I have been in such an awful place since September. Having a seizure and ending up in hospital and temporarily losing my ability to speak has really affected me.
I have suffered with depression for some time, About 14 years or so. But these last 6 months have been awful. I hate who I am and what happens to me, The more stressed or upset I get the more my brain seems to shut down on me and it’s the scariest thing I have ever been through. A Neurologist believes I am now suffering with Migraines as a result of the seizure and I’m finally now on Beta Blockers. I had a Blood Test in January, the message I got back said that the test was ‘fine’ but Thursday on my way to work I collapsed. I went dizzy and I was gone. The first time this has happened, I was on my own and I was scared. so No work and off to the Doctor’s. The Doctor informed me my Folic Acid levels are low which he established from the test in January.
The main reason for everything I have been doing this last year is not to be skinny but to be healthy and I feel like my body and my mind is giving up on me. I’m scared and Don’t know what to do. I’m trying to eat right but I’ve taken a step back from the gym as I’m so scared to be there and for something to happen and I get hurt or worse hurt someone else.
Part of me thinks that the Doctor’s aren’t taking me seriously but I can only go by their professional opinions on what is wrong with me. Everything is linked to the seizure and I’ve always been good with words and thoughts and now I’m not… I’m not me.
All I want to do is cry and no one knows…
How can I tell people that I want to cry because my mind feels broken? There are people going through worse, this could be temporary…. but it might not be.
What can I do??
So here I am updating my blog for the first time in over 2 months (as it was pointed out to me… sorry 😦 )
So what’s been happening? I’ve been working long days and experiencing some issues that I believed were resulted in my hospital stay in September.
I’ve been going to WW meetings, actually being weighed by other people is scary, but I’m going, and still going, I had a few slip ups and I think that was stress, so in all I’ve lost 3lbs in the last 6 weeks, I know it isn’t much but it’s something.
I saw my neurologist on Wednesday who thinks I’m suffering migraines which is causing all the issues i’m having so, i’m being put on medication for that. I’m so relieved. I can finally put my mind at rest.
So… This is just a quick update to say I am still here and still working on things.
And to celebrate spring… “Bikini body here I come” hahaha
I lost 4Lbs!!!
not the 14 I was aiming for but I was ill for a couple days, got sent home from work and well dropping out of routine does make things worse. but I lost the 2.5 i put on and then lost a lil more.
Not too shabby 🙂
Total loss of 5Lbs so far… but i start meetings Friday 3rd Feb.
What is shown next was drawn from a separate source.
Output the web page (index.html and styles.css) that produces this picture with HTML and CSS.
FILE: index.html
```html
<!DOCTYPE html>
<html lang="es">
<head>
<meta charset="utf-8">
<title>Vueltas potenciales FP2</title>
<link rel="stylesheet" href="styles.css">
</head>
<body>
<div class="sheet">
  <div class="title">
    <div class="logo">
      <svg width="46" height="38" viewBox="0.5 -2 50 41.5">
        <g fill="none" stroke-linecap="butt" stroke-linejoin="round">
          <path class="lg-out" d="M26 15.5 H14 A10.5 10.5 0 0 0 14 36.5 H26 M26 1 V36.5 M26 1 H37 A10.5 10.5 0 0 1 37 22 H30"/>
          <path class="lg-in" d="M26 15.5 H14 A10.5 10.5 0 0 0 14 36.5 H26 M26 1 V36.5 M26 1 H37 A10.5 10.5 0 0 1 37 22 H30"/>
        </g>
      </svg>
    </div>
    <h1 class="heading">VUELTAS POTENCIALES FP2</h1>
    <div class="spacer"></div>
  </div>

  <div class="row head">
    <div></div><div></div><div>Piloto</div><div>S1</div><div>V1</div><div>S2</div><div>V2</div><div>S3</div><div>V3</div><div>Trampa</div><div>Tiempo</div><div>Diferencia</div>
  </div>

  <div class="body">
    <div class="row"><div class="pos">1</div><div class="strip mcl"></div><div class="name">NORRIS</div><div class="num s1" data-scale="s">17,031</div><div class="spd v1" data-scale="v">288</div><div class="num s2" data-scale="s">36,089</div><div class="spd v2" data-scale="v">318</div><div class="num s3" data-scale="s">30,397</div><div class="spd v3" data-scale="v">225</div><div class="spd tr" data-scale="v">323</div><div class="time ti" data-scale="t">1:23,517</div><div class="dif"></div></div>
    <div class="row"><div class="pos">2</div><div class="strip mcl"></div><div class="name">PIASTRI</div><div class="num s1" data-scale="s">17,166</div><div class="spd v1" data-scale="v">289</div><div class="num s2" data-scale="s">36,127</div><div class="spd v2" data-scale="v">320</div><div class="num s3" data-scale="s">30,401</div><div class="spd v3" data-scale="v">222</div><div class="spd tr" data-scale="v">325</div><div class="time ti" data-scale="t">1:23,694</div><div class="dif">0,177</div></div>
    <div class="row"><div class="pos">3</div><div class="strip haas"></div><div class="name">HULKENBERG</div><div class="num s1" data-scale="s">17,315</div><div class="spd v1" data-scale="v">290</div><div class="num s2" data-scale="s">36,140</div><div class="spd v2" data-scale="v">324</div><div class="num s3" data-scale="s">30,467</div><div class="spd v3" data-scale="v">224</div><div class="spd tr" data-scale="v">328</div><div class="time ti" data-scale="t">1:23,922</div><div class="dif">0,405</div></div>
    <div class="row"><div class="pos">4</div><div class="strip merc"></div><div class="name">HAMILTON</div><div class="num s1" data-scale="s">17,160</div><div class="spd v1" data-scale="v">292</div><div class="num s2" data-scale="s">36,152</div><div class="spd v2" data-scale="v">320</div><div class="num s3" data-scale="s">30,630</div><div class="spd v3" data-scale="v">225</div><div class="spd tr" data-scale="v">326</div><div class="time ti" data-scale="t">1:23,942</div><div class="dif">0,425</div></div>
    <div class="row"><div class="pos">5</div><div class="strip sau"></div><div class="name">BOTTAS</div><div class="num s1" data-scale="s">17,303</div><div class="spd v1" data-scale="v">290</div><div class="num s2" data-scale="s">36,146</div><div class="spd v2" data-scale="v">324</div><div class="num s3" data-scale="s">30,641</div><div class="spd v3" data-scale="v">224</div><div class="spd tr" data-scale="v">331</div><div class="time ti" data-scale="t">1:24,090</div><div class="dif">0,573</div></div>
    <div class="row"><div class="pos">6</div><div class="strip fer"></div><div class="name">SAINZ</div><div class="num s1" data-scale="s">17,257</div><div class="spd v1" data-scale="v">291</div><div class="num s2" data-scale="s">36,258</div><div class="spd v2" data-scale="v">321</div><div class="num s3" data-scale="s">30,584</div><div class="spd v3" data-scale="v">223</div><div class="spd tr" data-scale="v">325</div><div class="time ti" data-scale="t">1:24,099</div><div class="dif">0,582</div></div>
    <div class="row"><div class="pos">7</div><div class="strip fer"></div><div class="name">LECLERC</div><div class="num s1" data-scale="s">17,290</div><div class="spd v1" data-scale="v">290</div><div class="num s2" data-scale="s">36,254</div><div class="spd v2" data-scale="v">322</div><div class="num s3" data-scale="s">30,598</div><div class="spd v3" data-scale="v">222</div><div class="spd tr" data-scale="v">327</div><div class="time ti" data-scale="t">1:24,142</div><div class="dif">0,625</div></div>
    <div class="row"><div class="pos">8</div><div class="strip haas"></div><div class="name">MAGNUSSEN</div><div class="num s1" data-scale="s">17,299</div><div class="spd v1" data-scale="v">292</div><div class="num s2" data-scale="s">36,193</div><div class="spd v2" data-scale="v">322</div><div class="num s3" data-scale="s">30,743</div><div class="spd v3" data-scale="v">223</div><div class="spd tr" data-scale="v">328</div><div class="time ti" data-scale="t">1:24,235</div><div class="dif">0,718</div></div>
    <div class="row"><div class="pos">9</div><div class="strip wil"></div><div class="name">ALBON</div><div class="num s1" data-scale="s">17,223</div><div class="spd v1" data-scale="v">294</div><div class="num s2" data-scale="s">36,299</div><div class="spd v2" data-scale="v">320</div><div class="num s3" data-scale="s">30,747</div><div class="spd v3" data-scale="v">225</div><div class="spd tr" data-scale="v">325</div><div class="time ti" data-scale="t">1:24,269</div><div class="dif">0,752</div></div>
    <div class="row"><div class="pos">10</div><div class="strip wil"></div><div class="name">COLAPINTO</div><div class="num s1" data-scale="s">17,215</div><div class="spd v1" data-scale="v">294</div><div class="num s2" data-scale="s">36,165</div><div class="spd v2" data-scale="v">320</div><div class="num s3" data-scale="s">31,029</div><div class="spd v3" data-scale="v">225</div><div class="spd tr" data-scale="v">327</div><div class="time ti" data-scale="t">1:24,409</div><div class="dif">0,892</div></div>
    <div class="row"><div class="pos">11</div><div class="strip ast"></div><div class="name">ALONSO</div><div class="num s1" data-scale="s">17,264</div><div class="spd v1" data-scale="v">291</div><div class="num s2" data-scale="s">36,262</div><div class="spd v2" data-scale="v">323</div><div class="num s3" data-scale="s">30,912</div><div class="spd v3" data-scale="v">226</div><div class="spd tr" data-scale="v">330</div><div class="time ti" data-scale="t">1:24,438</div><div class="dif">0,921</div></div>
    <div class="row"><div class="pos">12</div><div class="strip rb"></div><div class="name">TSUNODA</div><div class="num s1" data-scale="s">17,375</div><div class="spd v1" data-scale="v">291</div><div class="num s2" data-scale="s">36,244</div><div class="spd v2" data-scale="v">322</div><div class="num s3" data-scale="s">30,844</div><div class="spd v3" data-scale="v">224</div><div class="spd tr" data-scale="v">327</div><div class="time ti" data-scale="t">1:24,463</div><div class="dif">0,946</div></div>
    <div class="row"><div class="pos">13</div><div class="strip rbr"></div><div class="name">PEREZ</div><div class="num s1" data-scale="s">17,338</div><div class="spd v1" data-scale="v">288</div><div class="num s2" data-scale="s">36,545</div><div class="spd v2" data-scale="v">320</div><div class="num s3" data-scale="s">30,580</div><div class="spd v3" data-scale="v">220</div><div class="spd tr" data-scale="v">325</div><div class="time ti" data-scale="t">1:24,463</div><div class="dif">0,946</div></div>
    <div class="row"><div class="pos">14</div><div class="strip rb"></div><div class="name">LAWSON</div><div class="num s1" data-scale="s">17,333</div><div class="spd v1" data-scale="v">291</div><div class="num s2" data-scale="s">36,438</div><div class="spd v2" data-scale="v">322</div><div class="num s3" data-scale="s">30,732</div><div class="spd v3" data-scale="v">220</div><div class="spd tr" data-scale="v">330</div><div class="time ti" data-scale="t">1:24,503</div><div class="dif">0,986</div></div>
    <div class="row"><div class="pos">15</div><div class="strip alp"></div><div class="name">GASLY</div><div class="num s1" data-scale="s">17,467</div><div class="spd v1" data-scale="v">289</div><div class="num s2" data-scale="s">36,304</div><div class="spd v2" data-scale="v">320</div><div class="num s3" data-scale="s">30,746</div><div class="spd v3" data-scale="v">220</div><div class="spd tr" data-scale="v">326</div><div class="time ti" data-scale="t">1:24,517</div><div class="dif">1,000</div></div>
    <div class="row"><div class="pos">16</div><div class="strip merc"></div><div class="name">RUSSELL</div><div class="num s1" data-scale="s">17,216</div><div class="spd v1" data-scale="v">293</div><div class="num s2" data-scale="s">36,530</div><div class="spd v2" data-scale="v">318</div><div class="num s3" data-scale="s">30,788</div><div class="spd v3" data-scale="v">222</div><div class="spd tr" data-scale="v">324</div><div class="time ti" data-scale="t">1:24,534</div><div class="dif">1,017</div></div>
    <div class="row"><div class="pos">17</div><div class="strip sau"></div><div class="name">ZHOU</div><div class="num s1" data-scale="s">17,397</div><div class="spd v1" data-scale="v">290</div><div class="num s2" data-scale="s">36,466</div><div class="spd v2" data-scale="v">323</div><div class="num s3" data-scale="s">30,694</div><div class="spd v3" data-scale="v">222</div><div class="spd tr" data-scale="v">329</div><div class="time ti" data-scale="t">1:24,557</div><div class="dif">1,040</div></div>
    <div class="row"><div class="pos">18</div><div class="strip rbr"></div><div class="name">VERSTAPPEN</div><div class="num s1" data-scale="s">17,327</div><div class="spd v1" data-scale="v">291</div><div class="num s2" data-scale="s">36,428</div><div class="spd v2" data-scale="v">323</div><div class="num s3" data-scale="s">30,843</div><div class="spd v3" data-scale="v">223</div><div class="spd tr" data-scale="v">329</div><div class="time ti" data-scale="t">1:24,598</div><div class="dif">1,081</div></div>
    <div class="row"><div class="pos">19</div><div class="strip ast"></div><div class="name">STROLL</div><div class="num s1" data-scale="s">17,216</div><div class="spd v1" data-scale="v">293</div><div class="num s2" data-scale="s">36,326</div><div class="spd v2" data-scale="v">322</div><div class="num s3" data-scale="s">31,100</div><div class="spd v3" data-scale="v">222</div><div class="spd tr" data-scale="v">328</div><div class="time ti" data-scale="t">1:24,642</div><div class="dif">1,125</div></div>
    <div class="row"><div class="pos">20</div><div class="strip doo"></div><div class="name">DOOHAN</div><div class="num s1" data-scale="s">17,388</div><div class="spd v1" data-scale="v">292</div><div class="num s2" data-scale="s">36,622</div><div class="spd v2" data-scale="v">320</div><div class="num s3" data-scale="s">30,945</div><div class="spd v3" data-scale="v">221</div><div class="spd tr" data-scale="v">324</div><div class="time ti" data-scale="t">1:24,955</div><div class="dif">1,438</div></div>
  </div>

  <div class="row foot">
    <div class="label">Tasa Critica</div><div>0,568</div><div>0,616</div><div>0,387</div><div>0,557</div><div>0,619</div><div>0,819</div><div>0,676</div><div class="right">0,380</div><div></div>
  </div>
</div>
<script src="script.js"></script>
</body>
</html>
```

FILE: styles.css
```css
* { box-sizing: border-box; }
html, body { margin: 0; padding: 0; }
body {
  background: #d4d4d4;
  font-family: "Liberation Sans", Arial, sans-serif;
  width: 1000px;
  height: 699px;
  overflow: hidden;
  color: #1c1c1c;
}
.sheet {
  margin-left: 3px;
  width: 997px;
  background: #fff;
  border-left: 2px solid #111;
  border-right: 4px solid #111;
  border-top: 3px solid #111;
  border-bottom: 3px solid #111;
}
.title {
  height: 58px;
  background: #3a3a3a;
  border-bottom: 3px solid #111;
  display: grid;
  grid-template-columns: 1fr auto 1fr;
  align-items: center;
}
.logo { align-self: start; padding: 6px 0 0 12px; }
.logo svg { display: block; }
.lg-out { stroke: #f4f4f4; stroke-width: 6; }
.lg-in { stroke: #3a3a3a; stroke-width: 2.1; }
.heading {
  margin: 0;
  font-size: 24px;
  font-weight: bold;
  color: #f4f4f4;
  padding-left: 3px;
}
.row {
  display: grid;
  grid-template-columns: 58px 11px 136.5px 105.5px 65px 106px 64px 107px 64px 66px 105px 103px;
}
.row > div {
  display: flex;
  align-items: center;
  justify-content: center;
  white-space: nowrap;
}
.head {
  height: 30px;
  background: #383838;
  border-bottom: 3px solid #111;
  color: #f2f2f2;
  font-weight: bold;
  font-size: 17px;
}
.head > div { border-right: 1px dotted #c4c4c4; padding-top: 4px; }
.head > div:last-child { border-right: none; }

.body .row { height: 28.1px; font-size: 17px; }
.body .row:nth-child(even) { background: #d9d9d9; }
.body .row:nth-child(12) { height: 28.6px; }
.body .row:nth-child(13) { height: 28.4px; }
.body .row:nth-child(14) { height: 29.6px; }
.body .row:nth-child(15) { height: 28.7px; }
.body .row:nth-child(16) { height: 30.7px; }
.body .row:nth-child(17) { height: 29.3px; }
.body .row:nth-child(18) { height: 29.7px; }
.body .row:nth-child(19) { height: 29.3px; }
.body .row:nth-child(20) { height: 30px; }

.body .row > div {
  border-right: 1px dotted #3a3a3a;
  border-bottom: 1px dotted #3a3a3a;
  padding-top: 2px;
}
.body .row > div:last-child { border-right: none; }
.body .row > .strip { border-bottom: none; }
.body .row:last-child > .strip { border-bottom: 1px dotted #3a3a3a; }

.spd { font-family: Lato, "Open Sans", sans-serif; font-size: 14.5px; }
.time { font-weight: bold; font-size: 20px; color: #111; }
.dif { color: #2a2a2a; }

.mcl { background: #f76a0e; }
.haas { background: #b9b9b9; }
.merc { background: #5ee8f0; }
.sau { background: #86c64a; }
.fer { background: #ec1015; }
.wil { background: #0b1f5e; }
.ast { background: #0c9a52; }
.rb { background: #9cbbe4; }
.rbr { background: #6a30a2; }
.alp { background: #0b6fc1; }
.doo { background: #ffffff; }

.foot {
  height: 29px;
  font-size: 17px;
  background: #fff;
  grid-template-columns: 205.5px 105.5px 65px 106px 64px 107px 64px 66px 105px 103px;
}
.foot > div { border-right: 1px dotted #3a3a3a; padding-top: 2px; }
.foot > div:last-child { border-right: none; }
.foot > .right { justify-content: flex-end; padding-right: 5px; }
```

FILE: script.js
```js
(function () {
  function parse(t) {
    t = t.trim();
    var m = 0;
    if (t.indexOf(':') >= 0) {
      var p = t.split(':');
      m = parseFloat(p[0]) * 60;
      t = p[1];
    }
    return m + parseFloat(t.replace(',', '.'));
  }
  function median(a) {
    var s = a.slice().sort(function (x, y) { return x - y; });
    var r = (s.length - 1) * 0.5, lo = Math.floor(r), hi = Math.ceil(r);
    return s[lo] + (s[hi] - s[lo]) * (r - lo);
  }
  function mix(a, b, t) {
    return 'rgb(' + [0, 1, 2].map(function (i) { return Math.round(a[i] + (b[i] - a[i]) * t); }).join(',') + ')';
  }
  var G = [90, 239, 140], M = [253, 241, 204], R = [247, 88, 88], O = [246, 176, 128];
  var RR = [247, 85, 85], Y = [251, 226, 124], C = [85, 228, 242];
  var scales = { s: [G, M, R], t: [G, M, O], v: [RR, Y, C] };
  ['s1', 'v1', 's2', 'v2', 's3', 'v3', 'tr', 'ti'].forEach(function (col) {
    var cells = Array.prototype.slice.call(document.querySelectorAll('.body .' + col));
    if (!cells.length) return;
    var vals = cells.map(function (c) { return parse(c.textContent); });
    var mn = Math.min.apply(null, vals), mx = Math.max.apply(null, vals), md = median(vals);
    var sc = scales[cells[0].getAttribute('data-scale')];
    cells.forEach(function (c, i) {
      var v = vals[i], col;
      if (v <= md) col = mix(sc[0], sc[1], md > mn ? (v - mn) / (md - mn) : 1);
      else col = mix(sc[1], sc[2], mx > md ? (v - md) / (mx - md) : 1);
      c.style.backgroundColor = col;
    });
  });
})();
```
I’ve set a new goal, 10Lbs to lose in 2 weeks – before Sunday 5th Feb. those 10lbs will mean I have lost 10% of weight in 1 whole year.
Which isn’t too bad after the rubbish back and forth I had from July til now.
wish me luck… couple more weeks til a picture comparison… *gulp*
Okay so I weighed in on Sunday…
okay so it was a bad week BUT it’s only terrible if i let it get to me…
so I haven’t.
I’ve decided to leave my weeklies, concentrate on dailies (within 3 points below) and then if I really NEED my weeklies I shall have them in abundance…
for example if i have a craving… better if I can settle that than to deprive myself… or if the guys from work invite me out for a meal, I’m safe.
okay so the competition between my sister and I… I won the first round.
It’s every fortnight so last weeks weigh in set a benchmark for this week’s…
My sister LOST 7.5LBS!!! and I put on 2! so in order to win the weigh this week, I have to lose 10lbs… PLUS 1lbs more than my sister does *gulp*
14lbs is a brave target – i’m aiming high but not going to dwell if i don’t make it.